→ Provided material:

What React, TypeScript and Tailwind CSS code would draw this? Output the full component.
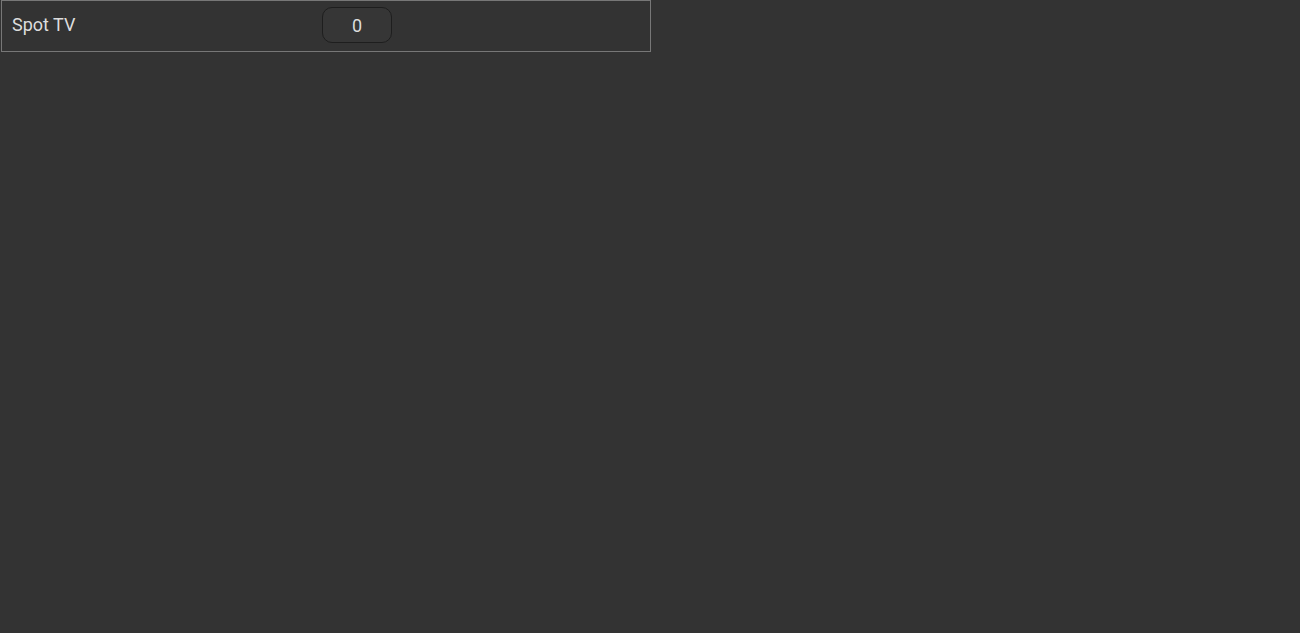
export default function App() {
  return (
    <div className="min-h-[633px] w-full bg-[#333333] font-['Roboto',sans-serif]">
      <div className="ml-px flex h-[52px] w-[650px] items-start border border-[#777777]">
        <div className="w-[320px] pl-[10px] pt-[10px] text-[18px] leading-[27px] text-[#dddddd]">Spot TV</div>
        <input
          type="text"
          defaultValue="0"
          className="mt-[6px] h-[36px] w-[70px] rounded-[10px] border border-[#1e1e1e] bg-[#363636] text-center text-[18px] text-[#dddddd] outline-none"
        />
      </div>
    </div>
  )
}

→ Exercise task:
Show the lines of the material that contain the word "full".

→ Solved problem:
What React, TypeScript and Tailwind CSS code would draw this? Output the full component.
    <div className="min-h-[633px] w-full bg-[#333333] font-['Roboto',sans-serif]">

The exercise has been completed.